#### [Stated task]
Show each line of the data below that has the string "index" in it.
**** Available records ****
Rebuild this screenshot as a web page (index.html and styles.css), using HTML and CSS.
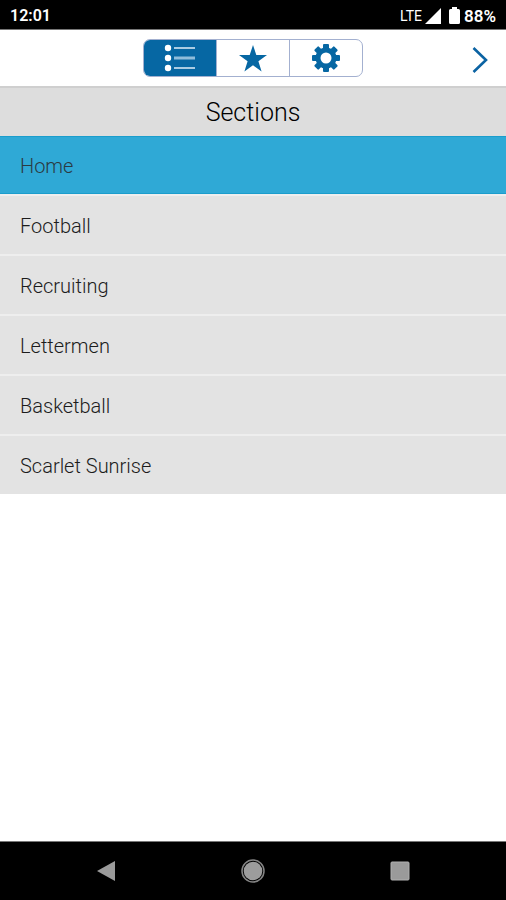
FILE: index.html
```html
<!DOCTYPE html>
<html lang="en">
<head>
  <meta charset="UTF-8">
  <meta name="viewport" content="width=device-width, initial-scale=1.0">
  <title>Sections</title>
  <link rel="stylesheet" href="styles.css">
</head>
<body>
  <div class="status-bar">
    <span class="time">12:01</span>
    <div class="status-icons">
      <span class="network">LTE</span>
      <svg class="signal" width="16" height="16" viewBox="0 0 16 16"><path d="M16 0V16H0Z" fill="#fff"/></svg>
      <svg class="battery" width="11" height="17" viewBox="0 0 11 17"><path d="M3 0h5v2h1.5A1.5 1.5 0 0 1 11 3.500V15.500A1.500 1.500 0 0 1 9.500 17h-8A1.500 1.500 0 0 1 0 15.500V3.500A1.500 1.500 0 0 1 1.500 2H3Z" fill="#fff"/></svg>
      <span class="percent">88%</span>
    </div>
  </div>

  <header class="toolbar">
    <div class="tabs">
      <button class="tab active" aria-label="Sections">
        <svg width="32" height="28" viewBox="0 0 32 28">
          <g fill="#fff"><circle cx="4" cy="4" r="3.200"/><circle cx="4" cy="14" r="3.200"/><circle cx="4" cy="24" r="3.200"/></g>
          <path d="M10 4H31M10 24H31" stroke="#a9cce3" stroke-width="2"/>
          <path d="M10 14H31" stroke="#8fbddb" stroke-width="3"/>
        </svg>
      </button>
      <button class="tab" aria-label="Favorites">
        <svg width="28" height="27" viewBox="0 0 28 27"><path d="M14 0L17.300 10H28L19.400 16.300L22.600 26.500L14 20.300L5.400 26.500L8.600 16.300L0 10H10.700Z" fill="#0667a3"/></svg>
      </button>
      <button class="tab" aria-label="Settings">
        <svg width="28" height="28" viewBox="-14 -14 28 28">
          <g fill="#0667a3">
            <rect x="-3" y="-14" width="6" height="28" rx="1"/>
            <rect x="-3" y="-14" width="6" height="28" rx="1" transform="rotate(45)"/>
            <rect x="-3" y="-14" width="6" height="28" rx="1" transform="rotate(90)"/>
            <rect x="-3" y="-14" width="6" height="28" rx="1" transform="rotate(135)"/>
            <circle r="10.500"/>
          </g>
          <circle r="5.500" fill="#fff"/>
        </svg>
      </button>
    </div>
    <button class="next" aria-label="Next">
      <svg width="16" height="26" viewBox="0 0 16 26"><path d="M1.500 1L14 13L1.500 25" fill="none" stroke="#0b63a3" stroke-width="2.600"/></svg>
    </button>
  </header>

  <main class="content">
    <h1 class="title">Sections</h1>
    <nav class="sections">
      <a class="section active" href="#">Home</a>
      <a class="section" href="#">Football</a>
      <a class="section" href="#">Recruiting</a>
      <a class="section" href="#">Lettermen</a>
      <a class="section" href="#">Basketball</a>
      <a class="section" href="#">Scarlet Sunrise</a>
    </nav>
  </main>

  <footer class="nav-bar">
    <button aria-label="Back">
      <svg width="20" height="22" viewBox="0 0 20 22"><path d="M19 1V21L1 11Z" fill="#9a9a9a"/></svg>
    </button>
    <button aria-label="Home">
      <svg width="24" height="24" viewBox="0 0 24 24"><circle cx="12" cy="12" r="11" fill="none" stroke="#858585" stroke-width="1.500"/><circle cx="12" cy="12" r="9.300" fill="#9c9c9c"/></svg>
    </button>
    <button aria-label="Recents">
      <svg width="20" height="20" viewBox="0 0 20 20"><rect x="1" y="1" width="18" height="18" rx="1" fill="#9a9a9a" stroke="#b0b0b0"/></svg>
    </button>
  </footer>
</body>
</html>
```

FILE: styles.css
```css
* {
  box-sizing: border-box;
}

body {
  margin: 0;
  min-height: 100vh;
  display: flex;
  flex-direction: column;
  font-family: Roboto, sans-serif;
  background-color: #ffffff;
  color: #1c1c1c;
}

button {
  display: flex;
  justify-content: center;
  align-items: center;
  padding: 0;
  border: none;
  background: none;
  cursor: pointer;
}

.status-bar {
  display: flex;
  justify-content: space-between;
  align-items: center;
  height: 30px;
  padding: 2px 10px 0;
  border-bottom: 1px solid #777777;
  background-color: #000000;
  color: #ffffff;
  font-size: 16px;
  font-weight: 600;
}

.status-icons {
  display: flex;
  align-items: center;
}

.percent {
  font-size: 17px;
}

.network {
  font-size: 14px;
  font-weight: 400;
}

.signal {
  margin-left: 3px;
}

.battery {
  margin: 0 4px 0 8px;
}

.toolbar {
  display: grid;
  grid-template-columns: 1fr 220px 1fr;
  align-items: center;
  height: 58px;
  padding: 0 18px;
  border-bottom: 2px solid #cfcfcf;
}

.tabs {
  grid-column: 2;
  display: flex;
  height: 38px;
  border: 1px solid #a3b0d0;
  border-radius: 7px;
  overflow: hidden;
}

.tab {
  flex: 1;
}

.tab + .tab {
  border-left: 1px solid #a3b0d0;
}

.tab.active {
  background-color: #0667a3;
}

.next {
  justify-self: end;
  padding-top: 4px;
}

.content {
  flex: 1;
}

.title {
  margin: 0;
  padding-top: 2px;
  background-color: #dddddd;
  color: #000000;
  font-size: 25px;
  font-weight: 300;
  line-height: 46px;
  text-align: center;
}

.sections {
  display: flex;
  flex-direction: column;
  gap: 2px;
  background-color: #eeeeee;
}

.section {
  padding: 2px 20px 0;
  background-color: #e3e3e3;
  color: inherit;
  font-size: 20px;
  font-weight: 300;
  line-height: 56px;
  text-decoration: none;
}

.section.active {
  background-color: #2fa9d6;
  box-shadow: inset 0 1px #1b9dcc, inset 0 -1px #1b9dcc;
  color: #2b3a42;
}

.nav-bar {
  display: flex;
  align-items: center;
  height: 59px;
  padding: 0 33px;
  border-top: 1px solid #777777;
  background-color: #000000;
}

.nav-bar button {
  flex: 1;
}
```
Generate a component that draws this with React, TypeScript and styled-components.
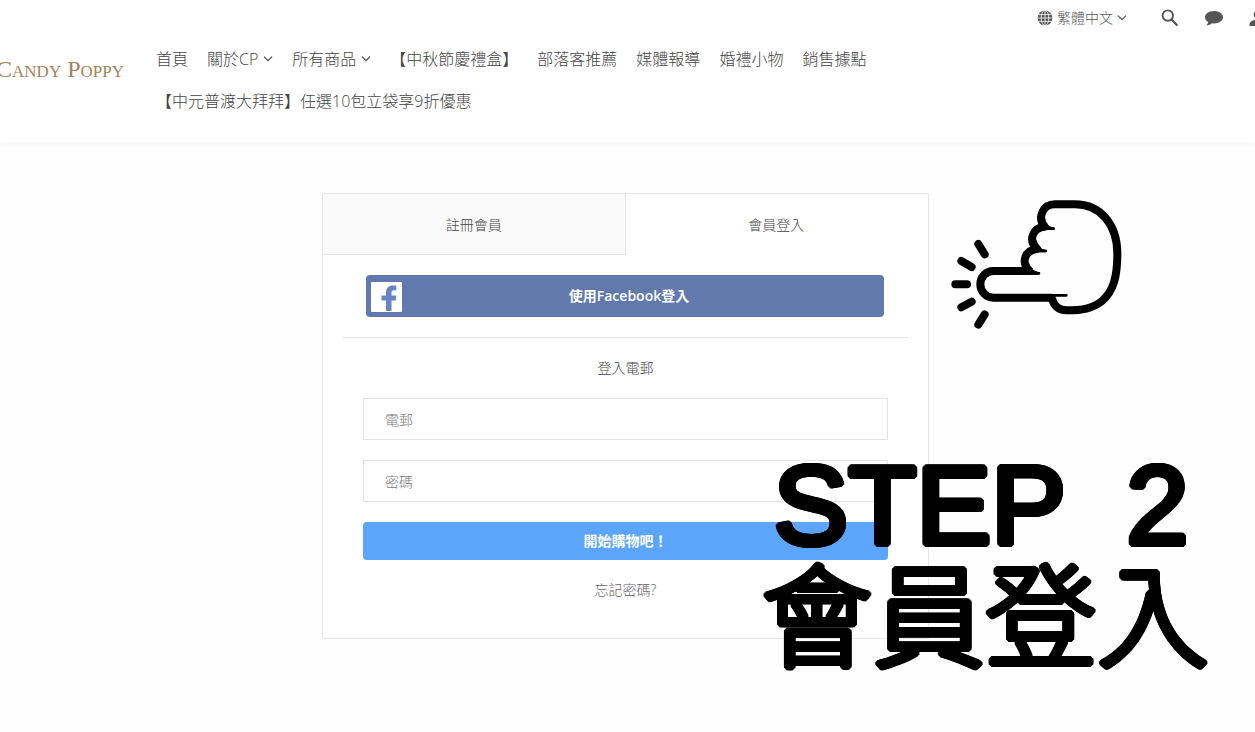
import React from "react";
import styled, { createGlobalStyle } from "styled-components";

const GlobalStyle = createGlobalStyle`
  *, *::before, *::after { box-sizing: border-box; }
  body {
    margin: 0;
    background: #fefefe;
    color: #555;
    font-family: "Open Sans", "Noto Sans CJK TC", sans-serif;
    font-size: 14px;
    font-weight: 300;
    line-height: 20px;
    overflow-x: hidden;
  }
  button, input { font: inherit; }
  a { color: inherit; text-decoration: none; }
`;

const Header = styled.header`
  background: #fff;
  padding-bottom: 20px;
  overflow: hidden;
  border-bottom: 1px solid #fafafa;
  box-shadow: 0 2px 4px rgba(0, 0, 0, 0.03);
`;

const TopBar = styled.div`
  display: flex;
  justify-content: flex-end;
  align-items: center;
  gap: 26px;
  height: 38px;
  margin-right: -12px;
  padding-bottom: 2px;
  color: #555;
`;

const PlainButton = styled.button`
  display: flex;
  align-items: center;
  gap: 4px;
  padding: 0;
  border: 0;
  background: none;
  color: inherit;
  cursor: pointer;
`;

const LanguageButton = styled(PlainButton)`
  margin-right: 8px;
`;

const NavRow = styled.div`
  display: flex;
  gap: 32px;
`;

const Brand = styled.a`
  flex: none;
  display: flex;
  justify-content: flex-end;
  align-items: center;
  width: 124px;
  height: 62px;
  color: #a58458;
  font-family: "Liberation Serif", serif;
  font-size: 24px;
  font-weight: 400;
  font-variant: small-caps;
  white-space: nowrap;
`;

const Nav = styled.nav`
  display: flex;
  flex-wrap: wrap;
  column-gap: 19px;
  max-width: 760px;
`;

const NavLink = styled.a`
  display: flex;
  align-items: center;
  gap: 5px;
  height: 42px;
  color: #444;
  font-size: 16px;
  white-space: nowrap;
`;

const Main = styled.main`
  display: flex;
  justify-content: center;
  padding: 50px 4px 90px 0;
`;

const Stage = styled.div`
  position: relative;
  width: 607px;
`;

const Card = styled.section`
  border: 1px solid #e7e7e7;
  background: #fff;
`;

const Tabs = styled.div`
  display: grid;
  grid-template-columns: 1fr 1fr;
`;

const Tab = styled.button<{ $active?: boolean }>`
  height: 61px;
  padding: 2px 0 0;
  border: solid ${(p) => (p.$active ? "transparent" : "#e4e4e4")};
  border-width: 0 1px 1px 0;
  background: ${(p) => (p.$active ? "#fff" : "#fafafa")};
  color: #444;
  cursor: pointer;
`;

const CardBody = styled.div`
  padding: 20px 20px 38px;
`;

const SocialLogin = styled.div`
  padding: 0 24px 20px 23px;
  border-bottom: 1px solid #e7e7e7;
`;

const FacebookButton = styled.button`
  display: grid;
  grid-template-columns: 32px 1fr 24px;
  align-items: center;
  width: 100%;
  height: 42px;
  padding: 0 4px;
  border: 0;
  border-radius: 4px;
  background: #6279ad;
  color: #fff;
  font-weight: 600;
  cursor: pointer;
`;

const Form = styled.form`
  display: flex;
  flex-direction: column;
  gap: 20px;
  padding: 20px 20px 0;
  text-align: center;
`;

const FormTitle = styled.h2`
  margin: 0;
  color: #444;
  font-size: 14px;
  font-weight: 300;
  line-height: 20px;
`;

const Field = styled.input`
  width: 100%;
  height: 42px;
  padding: 0 21px;
  border: 1px solid #e4e4e4;
  border-radius: 0;
  background: #fff;
  color: #555;
  &::placeholder { color: #777; opacity: 1; }
`;

const SubmitButton = styled.button`
  height: 38px;
  border: 0;
  border-radius: 4px;
  background: #5ba5fc;
  color: #fff;
  font-weight: 700;
  cursor: pointer;
`;

const ForgotLink = styled.a`
  color: #666;
`;

const Hand = styled.svg`
  position: absolute;
  left: 628px;
  top: 4px;
  width: 173px;
  height: 133px;
`;

/* A ring of hard shadows thickens the strokes and rounds their corners. */
const StepCaption = styled.h1`
  position: absolute;
  left: 439px;
  top: 265px;
  margin: 0;
  color: #000;
  font-weight: 400;
  text-align: center;
  white-space: pre;
  pointer-events: none;
  text-shadow:
    3px 0 #000, -3px 0 #000, 0 3px #000, 0 -3px #000,
    2px 2px #000, -2px 2px #000, 2px -2px #000, -2px -2px #000,
    3px 1px #000, -3px 1px #000, 3px -1px #000, -3px -1px #000,
    1px 3px #000, -1px 3px #000, 1px -3px #000, -1px -3px #000;
`;

const StepNumber = styled.span`
  display: block;
  padding-right: 8px;
  font-family: "Liberation Sans", sans-serif;
  font-size: 112px;
  line-height: 96px;
`;

const StepName = styled.span`
  display: block;
  font-family: "Noto Sans CJK TC", sans-serif;
  font-size: 112px;
  font-weight: 300;
  line-height: 112px;
`;

const Chevron = () => (
  <svg width="10" height="6" viewBox="0 0 10 6" fill="none" stroke="currentColor" strokeWidth="1.2" aria-hidden="true">
    <path d="M1 0.7 L5 4.7 L9 0.7" />
  </svg>
);

const Globe = () => (
  <svg width="16" height="16" viewBox="0 0 16 16" aria-hidden="true">
    <circle cx="8" cy="8" r="7.4" fill="currentColor" />
    <g fill="none" stroke="#fff" strokeWidth="0.8">
      <path d="M8 0V16M0.5 8H15.5M1.5 4.6H14.5M1.5 11.4H14.5" />
      <ellipse cx="8" cy="8" rx="3.8" ry="7.6" />
    </g>
  </svg>
);

const Search = () => (
  <svg width="18" height="18" viewBox="0 0 18 18" fill="none" stroke="currentColor" aria-hidden="true">
    <circle cx="6.8" cy="6.6" r="5.2" strokeWidth="1.9" />
    <path d="M10.6 10.6L16.3 16.4" strokeWidth="2.2" />
  </svg>
);

const Chat = () => (
  <svg width="18" height="18" viewBox="0 0 18 18" fill="currentColor" aria-hidden="true">
    <path d="M9 2C4 2 0 4.8 0 8.2c0 2 1.2 3.6 3.2 4.8-.2 1.4-.8 2.4-1.8 3.3 2.2 0 4-.8 5.4-2.1.7.1 1.5.2 2.2.2 5 0 9-2.8 9-6.2S14 2 9 2z" />
  </svg>
);

const User = () => (
  <svg width="18" height="18" viewBox="0 0 18 18" fill="currentColor" aria-hidden="true">
    <circle cx="9" cy="5.5" r="4.3" />
    <path d="M0.5 17v-2c0-2 3-3.7 5.5-4.3h6c2.5.6 5.5 2.3 5.5 4.3v2z" />
  </svg>
);

const FacebookMark = () => (
  <svg width="32" height="32" viewBox="0 0 32 32" aria-hidden="true">
    <rect x="1" y="2" width="31" height="30" rx="1" fill="#fff" />
    <path
      d="M16 31V20.6H11.5v-5H16v-2.5c0-5 2.5-7.6 7-7.6h3.3v4.7h-2.3c-2 0-2.5.9-2.5 2.6v2.8h4.8l-.5 5h-4.3V31z"
      fill="#6584c1"
    />
  </svg>
);

const PointingHand = () => (
  <Hand viewBox="30 20 519 399" fill="none" stroke="#000" strokeLinecap="round" strokeLinejoin="round" aria-hidden="true">
    <g strokeWidth="24">
      <path d="M115 161L134 192M64 212L95 230M46 282H81M64 351L95 334M134 372L115 403" />
      <path
        strokeLinecap="butt"
        d="M272 242H160a39 40 0 0 0 0 80H335C341 347 356 360 380 360C425 360 458 355 486 332C522 302 532 255 532 190C532 101 480 42 405 42H345C308 42 291 82 314 109C277 112 264 151 291 175C252 180 241 222 272 244"
      />
    </g>
    <path strokeWidth="8" d="M341 115H312M318 182H285M297 249H262M379 315H300" />
    <g fill="#000" stroke="none">
      <path d="M315 84C317 100 327 110 341 111V119H308L300 100Z" />
      <path d="M290 150C292 168 304 178 318 178V186H284L276 166Z" />
      <path d="M267 216C269 234 283 244 298 245V253H262L254 232Z" />
    </g>
  </Hand>
);

const links: { label: string; menu?: boolean }[] = [
  { label: "首頁" },
  { label: "關於CP", menu: true },
  { label: "所有商品", menu: true },
  { label: "【中秋節慶禮盒】" },
  { label: "部落客推薦" },
  { label: "媒體報導" },
  { label: "婚禮小物" },
  { label: "銷售據點" },
  { label: "【中元普渡大拜拜】任選10包立袋享9折優惠" },
];

export default function App() {
  return (
    <>
      <GlobalStyle />
      <Header>
        <TopBar>
          <LanguageButton type="button">
            <Globe />
            繁體中文
            <Chevron />
          </LanguageButton>
          <PlainButton type="button" aria-label="搜尋"><Search /></PlainButton>
          <PlainButton type="button" aria-label="訊息"><Chat /></PlainButton>
          <PlainButton type="button" aria-label="會員"><User /></PlainButton>
        </TopBar>
        <NavRow>
          <Brand href="#">Candy Poppy</Brand>
          <Nav>
            {links.map((link) => (
              <NavLink href="#" key={link.label}>
                {link.label}
                {link.menu && <Chevron />}
              </NavLink>
            ))}
          </Nav>
        </NavRow>
      </Header>
      <Main>
        <Stage>
          <Card>
            <Tabs role="tablist">
              <Tab type="button" role="tab" aria-selected={false}>註冊會員</Tab>
              <Tab type="button" role="tab" aria-selected $active>會員登入</Tab>
            </Tabs>
            <CardBody>
              <SocialLogin>
                <FacebookButton type="button">
                  <FacebookMark />
                  <span>使用Facebook登入</span>
                </FacebookButton>
              </SocialLogin>
              <Form onSubmit={(e) => e.preventDefault()}>
                <FormTitle>登入電郵</FormTitle>
                <Field type="email" placeholder="電郵" aria-label="電郵" />
                <Field type="password" placeholder="密碼" aria-label="密碼" />
                <SubmitButton type="submit">開始購物吧！</SubmitButton>
                <ForgotLink href="#">忘記密碼?</ForgotLink>
              </Form>
            </CardBody>
          </Card>
          <PointingHand />
          <StepCaption>
            <StepNumber>{"STEP  2"}</StepNumber>
            <StepName>會員登入</StepName>
          </StepCaption>
        </Stage>
      </Main>
    </>
  );
}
****
#### [Exercise answer]
Rebuild this screenshot as a web page (index.html and styles.css), using HTML and CSS.
FILE: index.html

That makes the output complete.